Un estudiante callado que asombró a los siglos


La ciudad de París era el centro intelectual de mayor prestigio en la Edad Media. En su Universidad, una de las más antiguas de Europa, florecían numerosos colegios, y de todos los reinos acudían alumnos para escuchar en ellos a los más famosos maestros de la época. Un día llegó también a sus aulas un joven italiano, nacido en Aquino, de la provincia de Nápoles, en 1225. Contaba entonces veinte años, vestía el hábito de la orden de Santo Domingo, y venía a sentarse entre los alumnos de Alberto Magno, el saber enciclopédico más vasto de la Edad Media. La concentración y el silencio del joven llamaban la atención en medio de aquella juventud preguntona e inquieta, y lo apodaron por ello el buey mudo. Un día el apodo llegó a oídos del maestro, y Alberto Magno, tan buen conocedor de hombres como de ciencia, comentó enigmáticamente: “Buey mudo, pero cuando el buey muja su mujido se oirá en todo el mundo”. Y la frase se hizo profecía: el día en que Tomás de Aquino (1225-1274), que tal es el nombre de nuestro joven, habló, lo escucharon admirados los contemporáneos y su eco aún no se ha extinguido.

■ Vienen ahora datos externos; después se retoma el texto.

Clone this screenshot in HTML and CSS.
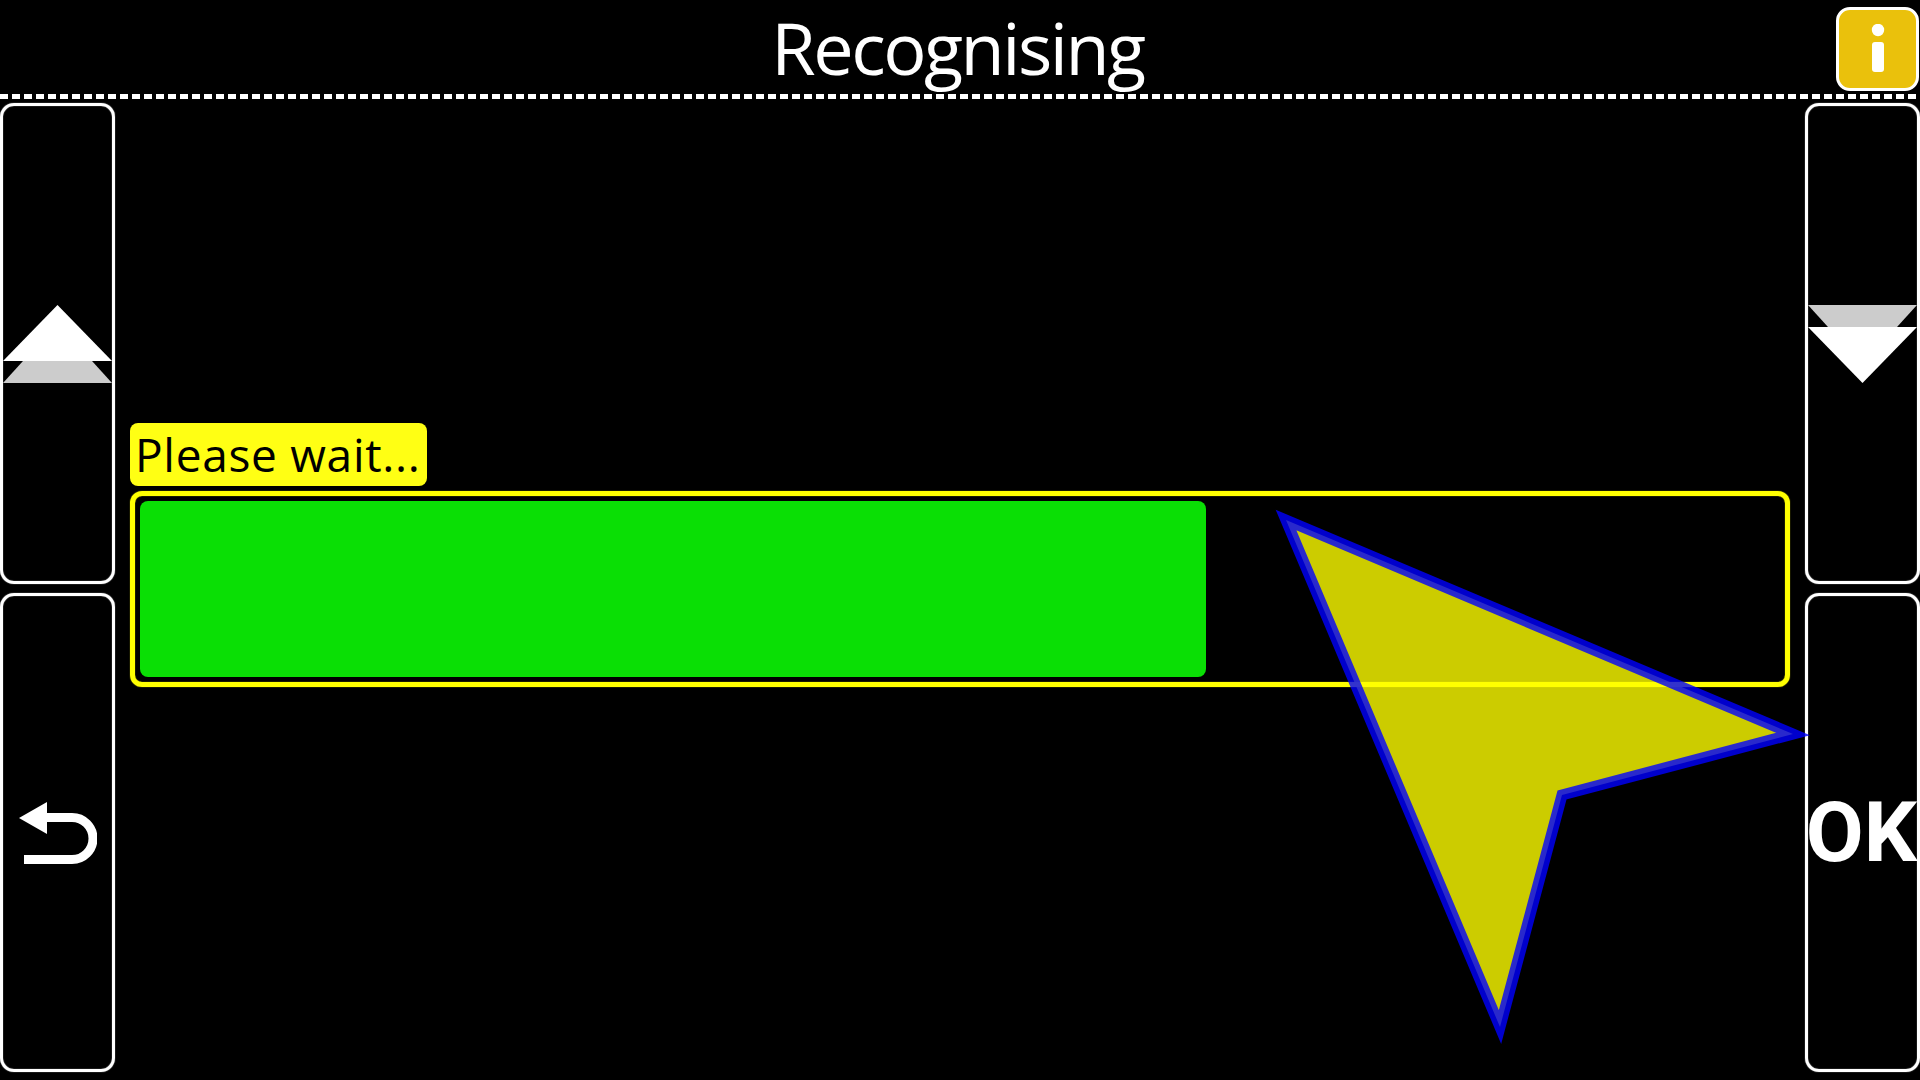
FILE: index.html
```html
<!DOCTYPE html>
<html lang="en">
<head>
  <meta charset="UTF-8">
  <title>Recognising</title>
  <link rel="stylesheet" href="styles.css">
</head>
<body>

  <header class="header">
    <h1 class="title">Recognising</h1>
    <div class="info-btn">
      <svg width="14" height="50" viewBox="0 0 14 50">
        <circle cx="7" cy="6" r="6.2" fill="#fff"/>
        <rect x="1" y="18" width="12" height="30" rx="3" fill="#fff"/>
      </svg>
    </div>
  </header>
  <div class="divider"></div>

  <main class="layout">
    <div class="side">
      <div class="btn">
        <svg width="109" height="78" viewBox="0 0 109 78">
          <polygon points="20,56 89,56 109,78 0,78" fill="#ccc"/>
          <polygon points="54.5,0 109,56 0,56" fill="#fff"/>
        </svg>
      </div>
      <div class="btn">
        <svg width="78" height="62" viewBox="0 0 78 62">
          <polygon points="0,16 28,0 28,32" fill="#fff"/>
          <path d="M26 15.5H53A21 21 0 0 1 53 57.5H5" fill="none" stroke="#fff" stroke-width="9"/>
        </svg>
      </div>
    </div>

    <section class="content">
      <div class="label">Please wait...</div>
      <div class="progress">
        <div class="progress-fill" style="width: 65%"></div>
      </div>
    </section>

    <div class="side">
      <div class="btn">
        <svg width="109" height="78" viewBox="0 0 109 78">
          <polygon points="0,0 109,0 89,22 20,22" fill="#ccc"/>
          <polygon points="0,22 109,22 54.5,78" fill="#fff"/>
        </svg>
      </div>
      <div class="btn ok">OK</div>
    </div>
  </main>

  <svg class="pointer" width="1920" height="1080" viewBox="0 0 1920 1080">
    <polygon points="1286,520 1793,734 1562,795 1500,1027" fill="#ff0" fill-opacity="0.8" stroke="#00f" stroke-opacity="0.8" stroke-width="11" stroke-miterlimit="10"/>
  </svg>

</body>
</html>
```

FILE: styles.css
```css
html, body {
  margin: 0;
  height: 100%;
}

body {
  width: 1920px;
  height: 1080px;
  background: #000;
  color: #fff;
  font-family: "Open Sans", "DejaVu Sans", sans-serif;
  overflow: hidden;
  position: relative;
}

.header {
  height: 94px;
  display: grid;
  grid-template-columns: 1fr auto 1fr;
  align-items: start;
}

.title {
  grid-column: 2;
  margin: 0;
  padding-right: 5px;
  font-size: 72px;
  font-weight: 500;
  letter-spacing: -2.5px;
  line-height: 95px;
}

.info-btn {
  grid-column: 3;
  justify-self: end;
  width: 83px;
  height: 84px;
  margin-right: 1px;
  margin-top: 7px;
  box-sizing: border-box;
  border: 3px solid #fff;
  border-radius: 14px;
  background: #eac10c;
  display: flex;
  align-items: center;
  justify-content: center;
}

.divider {
  height: 5px;
  background: repeating-linear-gradient(90deg, #fff 0, #fff 8px, transparent 8px, transparent 12px);
}

.layout {
  display: grid;
  grid-template-columns: 115px 1fr 115px;
  margin-top: 4px;
  height: 969px;
}

.side {
  display: grid;
  grid-template-columns: 115px;
  grid-template-rows: 481px 479px;
  row-gap: 9px;
}

.btn {
  box-sizing: border-box;
  border: 3px solid #fff;
  border-radius: 14px;
  box-shadow: 0 0 1px #fff, inset 0 0 1px #fff;
  display: flex;
  align-items: center;
  justify-content: center;
}

.ok {
  padding-right: 2px;
  font-family: Roboto, "Open Sans", sans-serif;
  font-size: 84px;
  font-weight: 700;
  line-height: 1;
}

.content {
  padding: 320px 15px 0;
}

.label {
  box-sizing: border-box;
  width: 297px;
  height: 63px;
  margin-bottom: 5px;
  padding-left: 5px;
  border-radius: 8px;
  background: #ffff14;
  color: #000;
  font-size: 46px;
  letter-spacing: 0.7px;
  line-height: 63px;
  white-space: nowrap;
}

.progress {
  box-sizing: border-box;
  height: 196px;
  padding: 5px;
  border: 5px solid #ffff00;
  border-radius: 12px;
  box-shadow: 0 0 1px #ff0, inset 0 0 1px #ff0;
}

.progress-fill {
  height: 100%;
  border-radius: 8px;
  background: #0adf05;
}

.pointer {
  position: absolute;
  top: 0;
  left: 0;
  pointer-events: none;
}
```
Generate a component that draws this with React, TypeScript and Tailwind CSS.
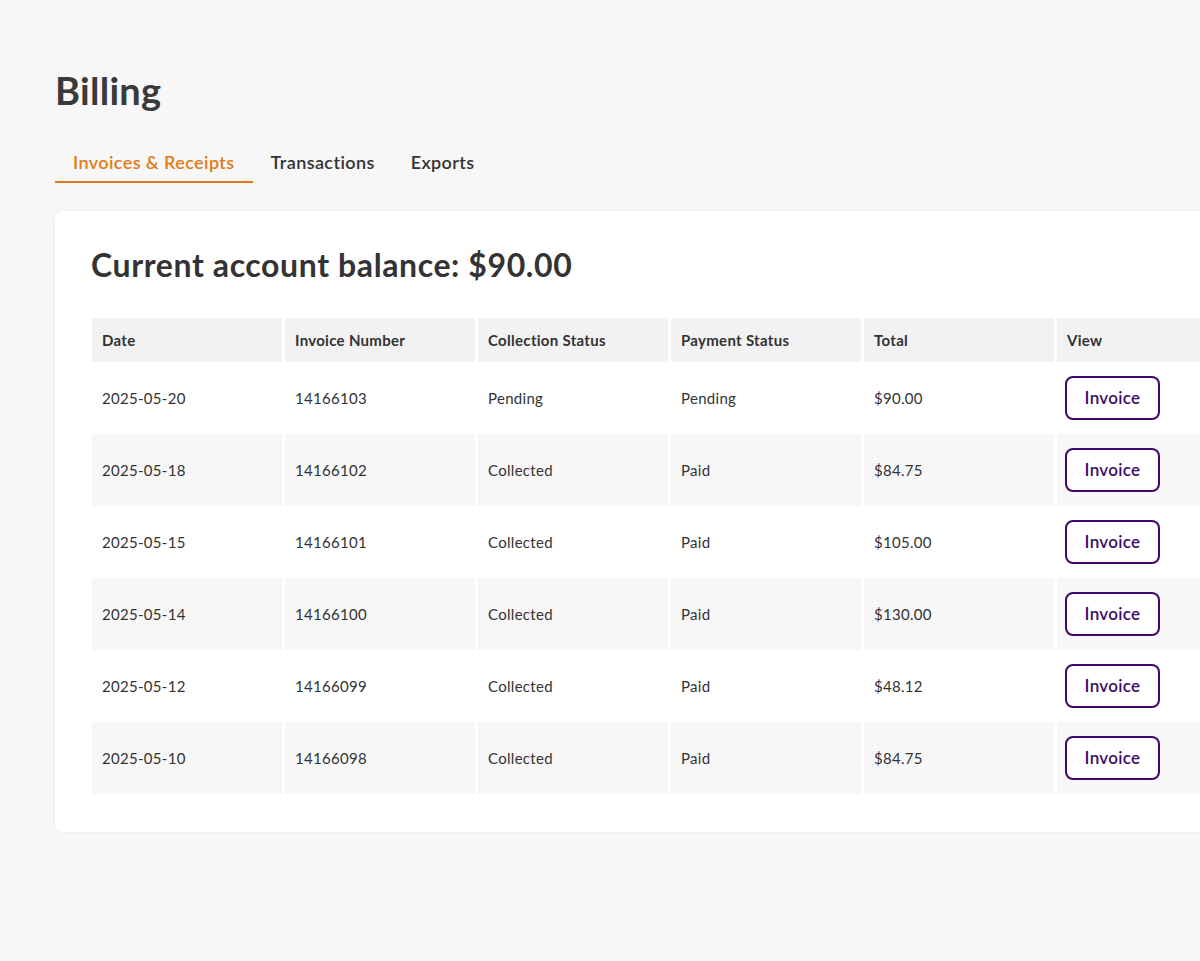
const rows = [
  ["2025-05-20", "14166103", "Pending", "Pending", "$90.00"],
  ["2025-05-18", "14166102", "Collected", "Paid", "$84.75"],
  ["2025-05-15", "14166101", "Collected", "Paid", "$105.00"],
  ["2025-05-14", "14166100", "Collected", "Paid", "$130.00"],
  ["2025-05-12", "14166099", "Collected", "Paid", "$48.12"],
  ["2025-05-10", "14166098", "Collected", "Paid", "$84.75"],
];

const headers = ["Date", "Invoice Number", "Collection Status", "Payment Status", "Total", "View"];

export default function App() {
  return (
    <div
      className="h-[961px] w-[1200px] overflow-hidden bg-[#f7f7f7] pl-[55px] pt-[68px] text-[#333]"
      style={{ fontFamily: "Lato, 'Open Sans', sans-serif" }}
    >
      <h1 className="text-[38px] font-bold leading-[44px] tracking-[0.3px] text-[#3a3a3a]">Billing</h1>
      <div className="mt-[37px] flex text-[18px] font-semibold tracking-[0.4px]">
        <div className="border-b-[2px] border-[#e07b16] px-[18px] pb-[5px] text-[#e07b16]">Invoices &amp; Receipts</div>
        <div className="px-[18px] pb-[5px] text-[#333]">Transactions</div>
        <div className="px-[18px] pb-[5px] text-[#333]">Exports</div>
      </div>
      <div className="mt-[28px] w-[1240px] rounded-lg bg-white pb-[38px] pl-[36px] pt-[35px] shadow-[0_0_4px_rgba(0,0,0,0.06)]">
        <h2 className="text-[32px] font-bold leading-[38px] tracking-[0.6px] text-[#333]">Current account balance: $90.00</h2>
        <table className="-ml-[2px] mt-[34px] border-separate border-spacing-x-[3px] border-spacing-y-0 text-[15px] tracking-[0.3px]">
          <thead>
            <tr>
              {headers.map((h) => (
                <th key={h} className="h-[44px] w-[190px] bg-[#f2f2f2] px-[10px] text-left font-bold text-[#333]">
                  {h}
                </th>
              ))}
            </tr>
          </thead>
          <tbody>
            {rows.map((r, i) => (
              <tr key={r[1]} className={i % 2 ? "bg-[#f7f7f7]" : "bg-white"}>
                {r.map((c, j) => (
                  <td key={j} className="h-[72px] px-[10px] text-[#333]">
                    {c}
                  </td>
                ))}
                <td className="h-[72px] px-[8px]">
                  <button className="h-[44px] w-[95px] rounded-lg border-2 border-[#3d0a6b] bg-white text-[17px] font-semibold tracking-[0.3px] text-[#3d0a6b]">
                    Invoice
                  </button>
                </td>
              </tr>
            ))}
          </tbody>
        </table>
      </div>
    </div>
  );
}
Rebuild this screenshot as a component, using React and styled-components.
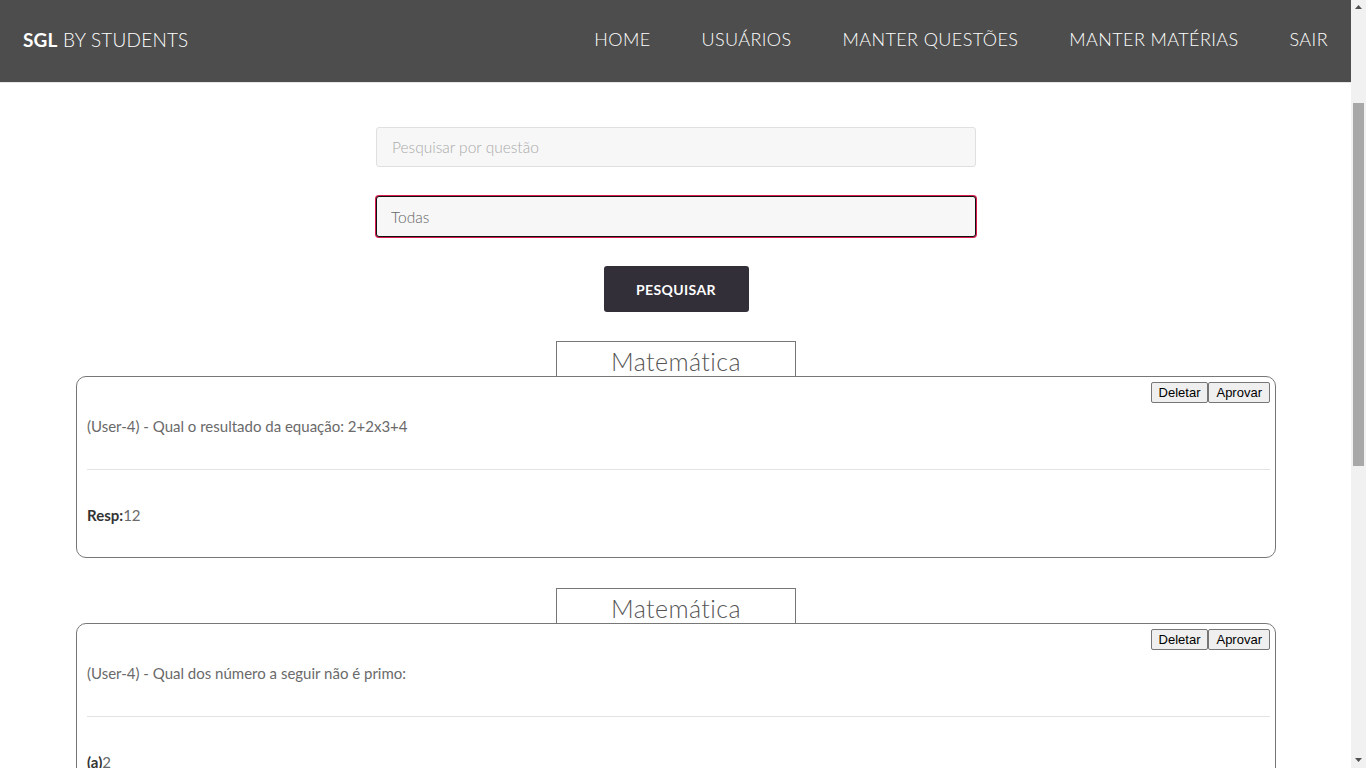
import React from "react";
import styled, { createGlobalStyle } from "styled-components";

const Global = createGlobalStyle`
  html, body { margin: 0; padding: 0; background: #fff; }
  body { font-family: "Lato", "Open Sans", sans-serif; color: #666; }
  * { box-sizing: border-box; }
`;

const Page = styled.div`
  margin-right: 15px;
`;

const ScrollTrack = styled.div`
  position: fixed;
  top: 0;
  right: 0;
  width: 15px;
  height: 100vh;
  background: #f1f1f1;
  display: flex;
  flex-direction: column;
  align-items: center;
  justify-content: space-between;
  padding: 5px 0 6px;
`;

const ScrollThumb = styled.div`
  position: absolute;
  left: 2px;
  top: 103px;
  width: 11px;
  height: 363px;
  background: #a8a8a8;
`;

const Arrow = styled.svg`
  display: block;
  width: 7px;
  height: 4px;
  fill: #505050;
`;

const Nav = styled.header`
  height: 83px;
  background: #4d4d4d;
  display: flex;
  align-items: center;
  justify-content: space-between;
  padding: 0 23px 4px 23px;
  border-bottom: 1px solid #e6e6e6;
`;

const Brand = styled.div`
  color: #fff;
  font-size: 19px;
  font-weight: 300;
  letter-spacing: 0.2px;
  b { font-weight: 700; }
`;

const Menu = styled.nav`
  display: flex;
  gap: 51px;
`;

const MenuLink = styled.a`
  color: #fff;
  font-size: 18px;
  font-weight: 300;
  letter-spacing: 0.4px;
  text-transform: uppercase;
  text-decoration: none;
`;

const Main = styled.main`
  display: flex;
  flex-direction: column;
  align-items: center;
  padding: 44px 75px 40px 76px;
`;

const SearchInput = styled.input`
  width: 600px;
  height: 40px;
  background: #f7f7f7;
  border: 1px solid #e0e0e0;
  border-radius: 3px;
  padding: 0 15px;
  font-family: inherit;
  font-size: 15.5px;
  font-weight: 300;
  color: #555;
  outline: none;
  &::placeholder { color: #aaa; }
`;

const Select = styled.select`
  appearance: none;
  margin-top: 29px;
  width: 600px;
  height: 41px;
  background: #f7f7f7;
  border: 1px solid #111;
  box-shadow: 0 0 0 1px #d81b4c;
  border-radius: 3px;
  padding: 0 14px;
  font-family: inherit;
  font-size: 15.5px;
  font-weight: 300;
  color: #666;
  outline: none;
`;

const SearchButton = styled.button`
  margin-top: 29px;
  width: 145px;
  height: 46px;
  background: #332f38;
  color: #fff;
  border: none;
  border-radius: 3px;
  font-family: inherit;
  font-weight: 700;
  font-size: 14px;
  letter-spacing: 0.4px;
`;

const Question = styled.section`
  width: 100%;
  display: flex;
  flex-direction: column;
  align-items: center;
  margin-top: ${(p) => (p.$first ? "29px" : "30px")};
`;

const SubjectTab = styled.div`
  width: 240px;
  height: 35px;
  border: 1px solid #777;
  border-bottom: none;
  text-align: center;
  font-size: 25px;
  font-weight: 300;
  color: #555;
  line-height: 38px;
  letter-spacing: 0.4px;
`;

const Card = styled.div`
  width: 1200px;
  border: 1px solid #777;
  border-radius: 10px;
  padding: 5px 5px 32px 10px;
`;

const Actions = styled.div`
  display: flex;
  justify-content: flex-end;
`;

const SmallButton = styled.button`
  font-family: "Liberation Sans", Arial, sans-serif;
  font-size: 13px;
  height: 21px;
  padding: 0 7px;
  margin: 0;
  background: #efefef;
  color: #000;
  border: 1px solid #767676;
  border-radius: 2px;
`;

const QuestionText = styled.p`
  margin: 13px 0 0 0;
  font-size: 15px;
  font-weight: 400;
  line-height: 20px;
  color: #6a6a6a;
`;

const Divider = styled.hr`
  margin: 33px 0 0 0;
  border: none;
  border-top: 1px solid #e3e3e3;
`;

const Line = styled.p`
  margin: ${(p) => (p.$tight ? "14px" : "35px")} 0 0 0;
  font-size: 15px;
  line-height: 20px;
  color: #6a6a6a;
  b { color: #333; font-weight: 700; }
`;

const questions = [
  {
    subject: "Matemática",
    text: "(User-4) - Qual o resultado da equação: 2+2x3+4",
    lines: [["Resp:", "12"]],
  },
  {
    subject: "Matemática",
    text: "(User-4) - Qual dos número a seguir não é primo:",
    lines: [
      ["(a)", "2"],
      ["(b)", "3"],
      ["(c)", "4"],
      ["(d)", "5"],
      ["Resp:", "4"],
    ],
  },
];

export default function App() {
  return (
    <>
      <Global />
      <Page>
        <Nav>
          <Brand>
            <b>SGL</b> BY STUDENTS
          </Brand>
          <Menu>
            <MenuLink href="#">Home</MenuLink>
            <MenuLink href="#">Usuários</MenuLink>
            <MenuLink href="#">Manter Questões</MenuLink>
            <MenuLink href="#">Manter Matérias</MenuLink>
            <MenuLink href="#">Sair</MenuLink>
          </Menu>
        </Nav>
        <Main>
          <SearchInput placeholder="Pesquisar por questão" />
          <Select defaultValue="Todas">
            <option>Todas</option>
            <option>Matemática</option>
          </Select>
          <SearchButton>PESQUISAR</SearchButton>
          {questions.map((q, i) => (
            <Question key={i} $first={i === 0}>
              <SubjectTab>{q.subject}</SubjectTab>
              <Card>
                <Actions>
                  <SmallButton>Deletar</SmallButton>
                  <SmallButton>Aprovar</SmallButton>
                </Actions>
                <QuestionText>{q.text}</QuestionText>
                <Divider />
                {q.lines.map(([k, v], j) => (
                  <Line key={j} $tight={j > 0}>
                    <b>{k}</b>
                    {v}
                  </Line>
                ))}
              </Card>
            </Question>
          ))}
        </Main>
      </Page>
      <ScrollTrack>
        <Arrow viewBox="0 0 7 4">
          <polygon points="3.5,0 7,4 0,4" />
        </Arrow>
        <ScrollThumb />
        <Arrow viewBox="0 0 7 4">
          <polygon points="0,0 7,0 3.5,4" />
        </Arrow>
      </ScrollTrack>
    </>
  );
}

En vida, Colonia, París, Roma y Nápoles disputaron el privilegio de oír su enseñanza; después de muerto sigue gozando de gran prestigio en todos los países occidentales, y sus obras son, hasta el presente, libros de texto en los seminarios católicos. La verdad católica tiene en Santo Tomás de Aquino un expositor y un inspirador insustituibles: especialmente su obra titulada Suma Teológica se cuenta entre los monumentos vivientes e imperecederos del pensar humano.